Poucos escritores têm uma trajetória tão rica e politicamente contundente quanto Mario Vargas Llosa. Nascido no Peru em 1936, Llosa construiu uma obra que atravessa não apenas fronteiras geográficas, mas também as barreiras entre o romance, o ensaio, o jornalismo e a crítica social.
O renomado escritor peruano e vencedor do Nobel de Literatura em 2010, faleceu em 13 de abril de 2025, aos 89 anos, em sua residência em Lima, cercado pela família.
Sua escrita tornou-se um dos pilares da literatura latino-americana contemporânea, sendo capaz de equilibrar com maestria a estética narrativa com uma reflexão profunda sobre os rumos sociais, políticos e históricos de nossos países.
Vargas Llosa é, antes de tudo, um cronista da condição humana em meio ao caos político. Seus romances frequentemente abordam o autoritarismo, as injustiças sociais, a corrupção e as contradições morais de indivíduos comuns diante de grandes tragédias coletivas.
Sua participação no chamado "Boom Latino-Americano", ao lado de Gabriel García Márquez, Julio Cortázar e Carlos Fuentes, consolidou seu nome no cenário mundial. Ao contrário de alguns de seus contemporâneos, Llosa sempre preferiu uma prosa mais realista, estruturalmente sólida, quase jornalística na precisão, mas com uma densidade psicológica e ética que desafia o leitor.
Se há um livro que representa o auge de Vargas Llosa como romancista político, é certamente "A Festa do Bode" (2000).
Neste romance, Llosa reconstrói os últimos dias da ditadura de Rafael Trujillo na República Dominicana, um dos regimes mais brutais da América Latina no século XX. O mérito de Llosa vai além da reconstituição histórica: o autor mergulha nos mecanismos da opressão, nas ambivalências morais dos personagens e na anatomia do poder absoluto.
Com uma narrativa polifônica, o romance alterna diferentes pontos de vista: o ditador em seus últimos momentos de vida, os homens responsáveis por sua execução e uma mulher marcada pelas violências do regime. A estrutura de múltiplas vozes, somada a uma narrativa de ritmo quase cinematográfico, transforma "A Festa do Bode" em uma leitura inquietante e necessária.
A obra não é apenas uma denúncia histórica, mas uma investigação literária sobre como o poder corrompe, desumaniza e contamina todas as esferas da sociedade.
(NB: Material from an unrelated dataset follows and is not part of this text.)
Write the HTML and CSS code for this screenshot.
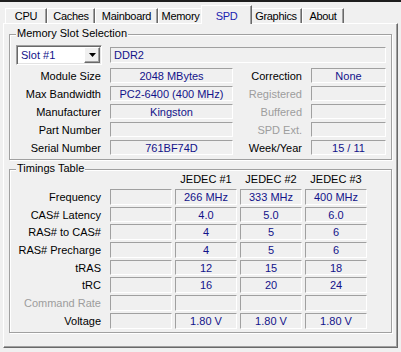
FILE: index.html
```html
<!DOCTYPE html>
<html>
<head>
<meta charset="utf-8">
<link rel="stylesheet" href="styles.css">
</head>
<body>
<div class="titlebar"></div>
<div class="tabs">
  <div class="tab">CPU</div>
  <div class="tab">Caches</div>
  <div class="tab">Mainboard</div>
  <div class="tab">Memory</div>
  <div class="tab active">SPD</div>
  <div class="tab">Graphics</div>
  <div class="tab">About</div>
</div>
<div class="panel">
  <section class="group slot">
    <div class="group-title">Memory Slot Selection</div>
    <div class="slot-grid">
      <div class="select">
        <span class="select-value">Slot #1</span>
        <span class="select-btn"><svg class="arrow" width="7" height="4" viewBox="0 0 7 4"><polygon points="0,0 7,0 3.5,4" fill="#000"/></svg></span>
      </div>
      <div class="field wide left">DDR2</div>

      <div class="label">Module Size</div>
      <div class="field">2048 MBytes</div>
      <div class="label">Correction</div>
      <div class="field">None</div>

      <div class="label">Max Bandwidth</div>
      <div class="field">PC2-6400 (400 MHz)</div>
      <div class="label dim">Registered</div>
      <div class="field"></div>

      <div class="label">Manufacturer</div>
      <div class="field">Kingston</div>
      <div class="label dim">Buffered</div>
      <div class="field"></div>

      <div class="label">Part Number</div>
      <div class="field"></div>
      <div class="label dim">SPD Ext.</div>
      <div class="field"></div>

      <div class="label">Serial Number</div>
      <div class="field">761BF74D</div>
      <div class="label">Week/Year</div>
      <div class="field">15 / 11</div>
    </div>
  </section>

  <section class="group timings">
    <div class="group-title">Timings Table</div>
    <div class="timing-grid">
      <div></div><div></div>
      <div class="head">JEDEC #1</div><div class="head">JEDEC #2</div><div class="head">JEDEC #3</div>

      <div class="label">Frequency</div>
      <div class="field"></div><div class="field">266 MHz</div><div class="field">333 MHz</div><div class="field">400 MHz</div>

      <div class="label">CAS# Latency</div>
      <div class="field"></div><div class="field">4.0</div><div class="field">5.0</div><div class="field">6.0</div>

      <div class="label">RAS# to CAS#</div>
      <div class="field"></div><div class="field">4</div><div class="field">5</div><div class="field">6</div>

      <div class="label">RAS# Precharge</div>
      <div class="field"></div><div class="field">4</div><div class="field">5</div><div class="field">6</div>

      <div class="label">tRAS</div>
      <div class="field"></div><div class="field">12</div><div class="field">15</div><div class="field">18</div>

      <div class="label">tRC</div>
      <div class="field"></div><div class="field">16</div><div class="field">20</div><div class="field">24</div>

      <div class="label dim">Command Rate</div>
      <div class="field"></div><div class="field"></div><div class="field"></div><div class="field"></div>

      <div class="label">Voltage</div>
      <div class="field"></div><div class="field">1.80 V</div><div class="field">1.80 V</div><div class="field">1.80 V</div>
    </div>
  </section>
</div>
</body>
</html>
```

FILE: styles.css
```css
* { box-sizing: border-box; }

body {
  margin: 0;
  width: 401px;
  height: 352px;
  overflow: hidden;
  background: #f0f0f0;
  font-family: "Liberation Sans", Arial, sans-serif;
  font-size: 11px;
  color: #000;
}

.titlebar {
  height: 2px;
  background: #1e1e1e;
}

.tabs {
  display: grid;
  grid-template-columns: 42px 48px 63px 45px 47px 52px 42px;
  align-items: end;
  height: 21px;
  padding-left: 5px;
}

.tab {
  height: 15px;
  line-height: 14px;
  text-align: center;
  letter-spacing: -0.3px;
  border-top: 1px solid #fff;
  border-left: 1px solid #fff;
  border-right: 1px solid #696969;
  box-shadow: inset -1px 0 0 #a0a0a0;
  white-space: nowrap;
}

.tab.active {
  position: relative;
  z-index: 1;
  height: 19px;
  margin: 0 -2px -1px -2px;
  padding-top: 3px;
  background: #f0f0f0;
  color: #1c1cb0;
}

.panel {
  margin: 0 3px;
  height: 325px;
  border: 1px solid;
  border-color: #fff #696969 #696969 #fff;
  box-shadow: inset -1px -1px 0 #a0a0a0;
  padding: 10px 5px 0 5px;
}

.group {
  position: relative;
  border: 1px solid #a0a0a0;
  box-shadow: inset 1px 1px 0 #fff, 1px 1px 0 #fff;
}

.group-title {
  position: absolute;
  left: 6px;
  top: -8px;
  line-height: 13px;
  padding: 0 1px;
  background: #f0f0f0;
}

.slot {
  padding: 9px 4px 4px 6px;
}

.slot-grid {
  display: grid;
  grid-template-columns: 94px 123px 78px 75px;
  grid-template-rows: 21px repeat(5, 15px);
  row-gap: 3px;
}

.timings {
  margin-top: 9px;
  padding: 1px 4px 3px 6px;
}

.timing-grid {
  display: grid;
  grid-template-columns: 91px repeat(4, 62px);
  grid-template-rows: 16px repeat(8, 15.7px);
  column-gap: 3px;
  row-gap: 2px;
}

.label {
  display: flex;
  align-items: center;
  justify-content: flex-end;
  padding-right: 9px;
  white-space: nowrap;
}

.timing-grid .label {
  padding-right: 6px;
}

.label.dim {
  color: #9d9d9d;
}

.head {
  display: flex;
  align-items: center;
  justify-content: center;
  white-space: nowrap;
}

.field {
  display: flex;
  align-items: center;
  justify-content: center;
  border: 1px solid;
  border-color: #a0a0a0 #fff #fff #a0a0a0;
  color: #12128a;
  white-space: nowrap;
  overflow: hidden;
}

.field.left {
  justify-content: flex-start;
  padding-left: 3px;
}

.field.wide {
  grid-column: 2 / 5;
  height: 16px;
  align-self: center;
}

.select {
  display: flex;
  width: 86px;
  height: 20px;
  align-self: center;
  background: #fff;
  border: 1px solid;
  border-color: #a0a0a0 #fff #fff #a0a0a0;
  box-shadow: inset 1px 1px 0 #696969, inset -1px -1px 0 #e3e3e3;
}

.select-value {
  flex: 1;
  padding-left: 4px;
  line-height: 18px;
  color: #12128a;
}

.select-btn {
  display: flex;
  align-items: center;
  justify-content: center;
  width: 16px;
  margin: 1px 1px 1px 0;
  background: #f0f0f0;
  border: 1px solid;
  border-color: #fff #696969 #696969 #fff;
  box-shadow: inset -1px -1px 0 #a0a0a0;
}

.arrow {
  display: block;
}
```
O estilo de Llosa é direto, por vezes seco, mas sempre vibrante. Sua construção de diálogos é natural e fluida, seus cenários são descritos com precisão cirúrgica, e seus personagens raramente se reduzem a arquétipos. São seres humanos com contradições, medos e culpas. Vargas Llosa explora os interstícios da moralidade, questionando o leitor a todo instante.
Ao longo da carreira, ele transitou por diversos gêneros: da comédia social de "Pantaleão e as Visitadoras", à crônica de formação política em "Conversas na Catedral", passando por romances de conflito de classes e dilemas intelectuais, como "A Guerra do Fim do Mundo".
Além da ficção, Llosa também produziu ensaios notáveis sobre literatura, democracia e liberdade de expressão, sempre mantendo uma postura de intelectual ativo na cena pública.
Premiado com o Nobel de Literatura em 2010, Vargas Llosa segue como uma referência incontornável para quem deseja compreender não só a literatura latino-americana, mas também os grandes debates éticos e políticos do nosso tempo.
Sua obra é um convite à reflexão. Ler Mario Vargas Llosa é aceitar um pacto de honestidade brutal com a realidade, por mais desconfortável que ela seja.